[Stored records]

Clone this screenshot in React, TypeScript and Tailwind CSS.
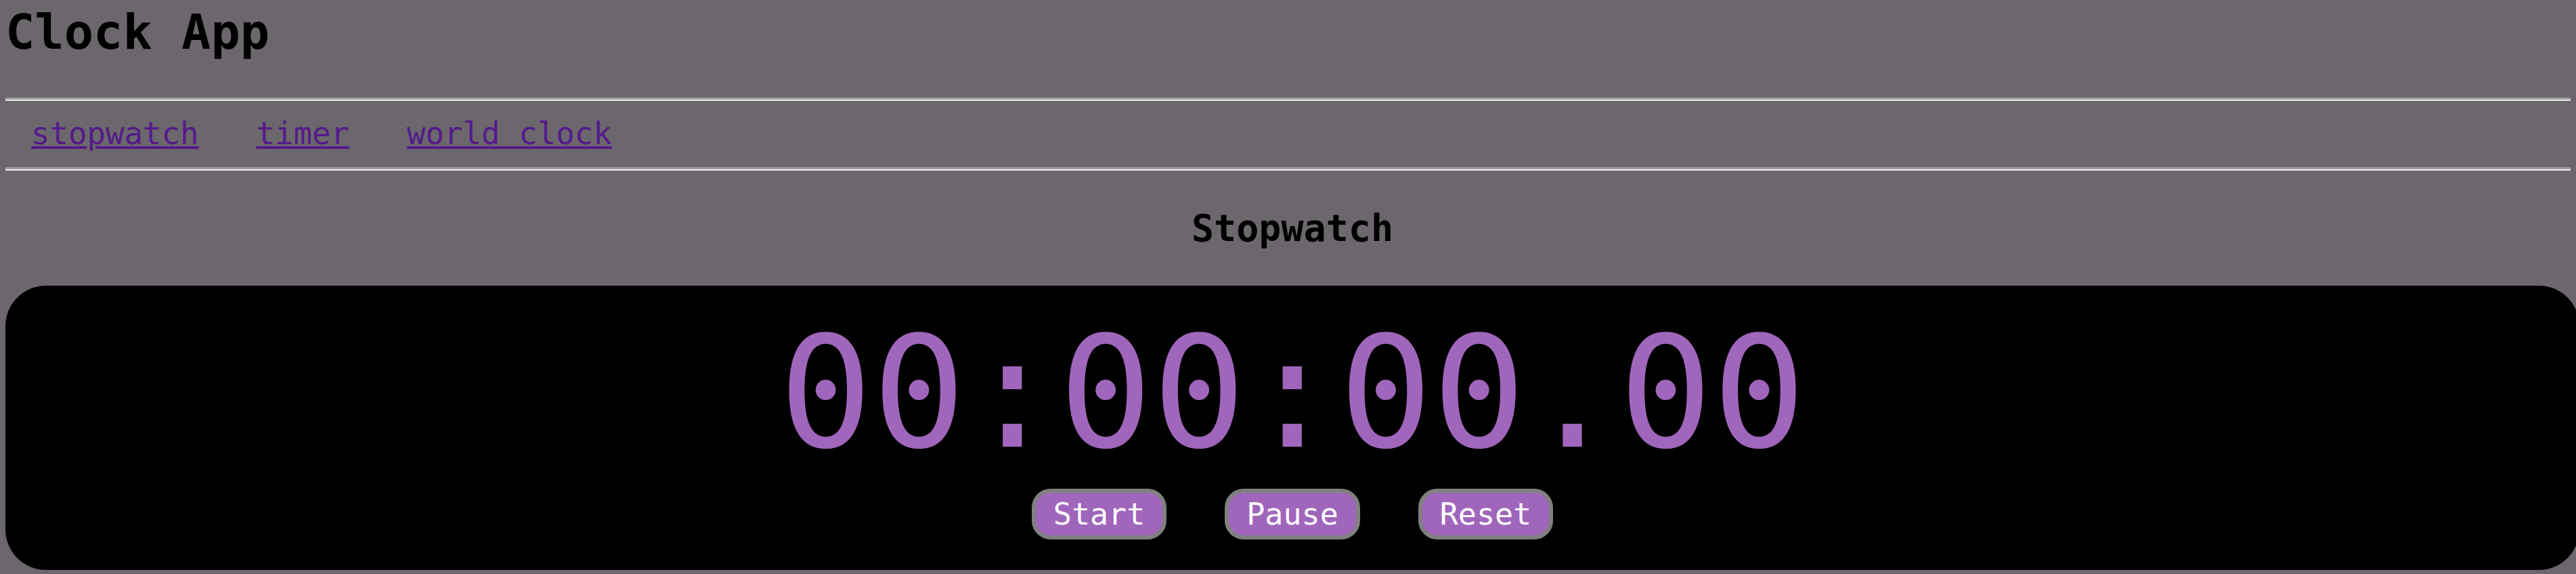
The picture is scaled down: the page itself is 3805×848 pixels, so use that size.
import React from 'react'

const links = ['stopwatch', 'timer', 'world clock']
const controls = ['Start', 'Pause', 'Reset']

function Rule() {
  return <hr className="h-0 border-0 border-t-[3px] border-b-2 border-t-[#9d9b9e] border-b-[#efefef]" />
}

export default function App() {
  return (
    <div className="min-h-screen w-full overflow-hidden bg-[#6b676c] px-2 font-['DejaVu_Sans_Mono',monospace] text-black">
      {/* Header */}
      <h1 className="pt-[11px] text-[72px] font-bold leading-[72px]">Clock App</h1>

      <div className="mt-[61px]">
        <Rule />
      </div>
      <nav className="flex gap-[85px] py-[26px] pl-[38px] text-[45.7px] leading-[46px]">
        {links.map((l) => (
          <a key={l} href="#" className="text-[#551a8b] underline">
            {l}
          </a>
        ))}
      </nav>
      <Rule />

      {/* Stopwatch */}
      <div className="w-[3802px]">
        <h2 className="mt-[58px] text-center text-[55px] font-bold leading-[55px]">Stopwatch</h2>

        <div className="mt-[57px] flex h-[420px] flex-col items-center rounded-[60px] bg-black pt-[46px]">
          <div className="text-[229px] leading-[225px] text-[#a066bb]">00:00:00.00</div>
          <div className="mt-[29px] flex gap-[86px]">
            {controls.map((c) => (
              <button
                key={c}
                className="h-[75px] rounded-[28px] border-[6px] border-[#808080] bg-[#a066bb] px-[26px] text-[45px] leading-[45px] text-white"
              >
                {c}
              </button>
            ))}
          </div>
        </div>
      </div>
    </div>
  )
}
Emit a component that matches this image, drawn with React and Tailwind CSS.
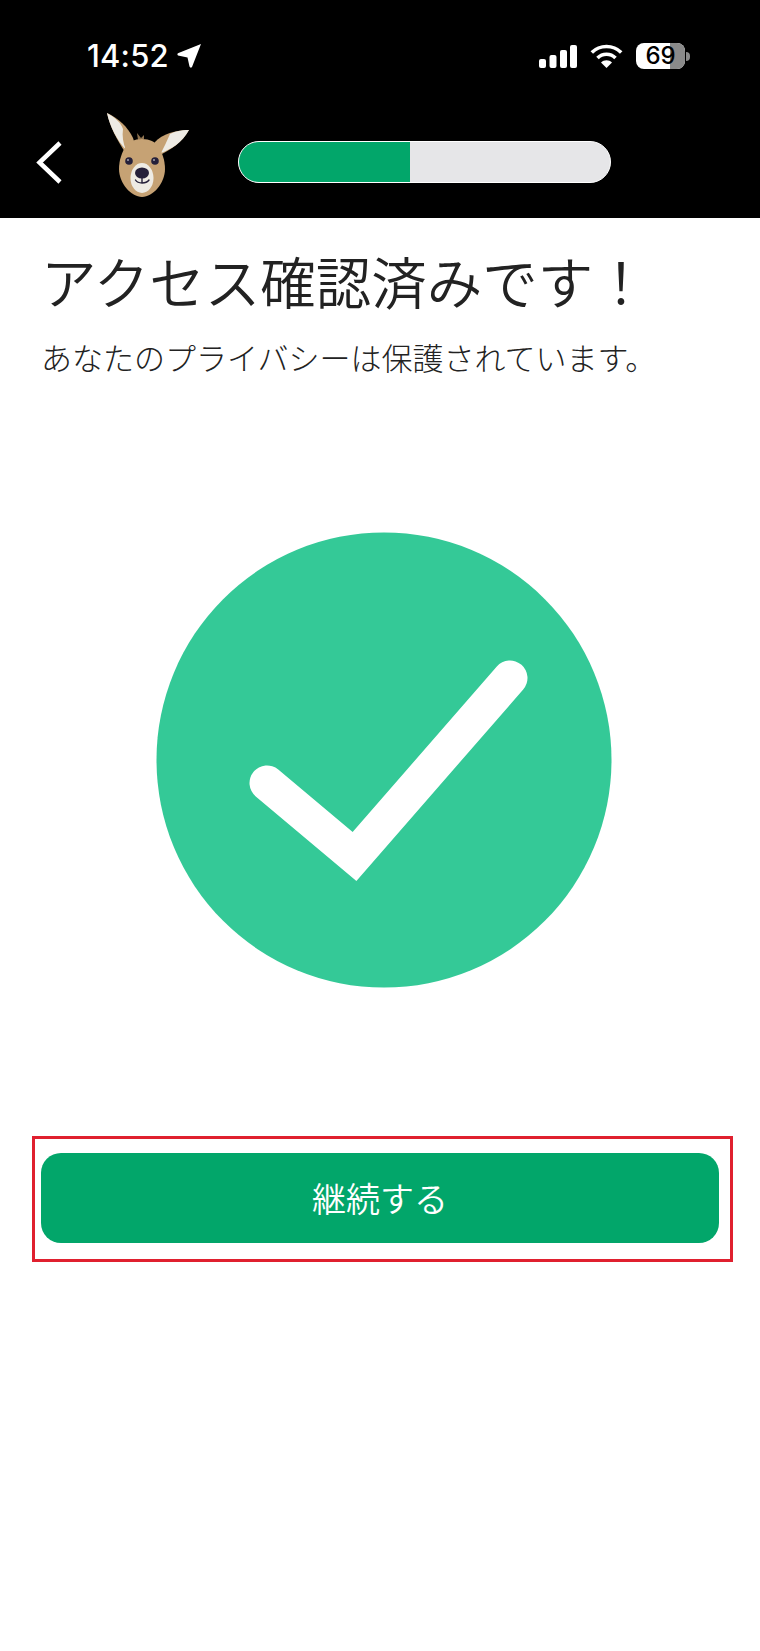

- SET PROBLEM -
Without the pictures, return the listing above from its first line through the line that has "const controls = ['Start', 'Pause', 'Reset']".

- EXPECTED OUTPUT -
Clone this screenshot in React, TypeScript and Tailwind CSS.
The picture is scaled down: the page itself is 3805×848 pixels, so use that size.
import React from 'react'

const links = ['stopwatch', 'timer', 'world clock']
const controls = ['Start', 'Pause', 'Reset']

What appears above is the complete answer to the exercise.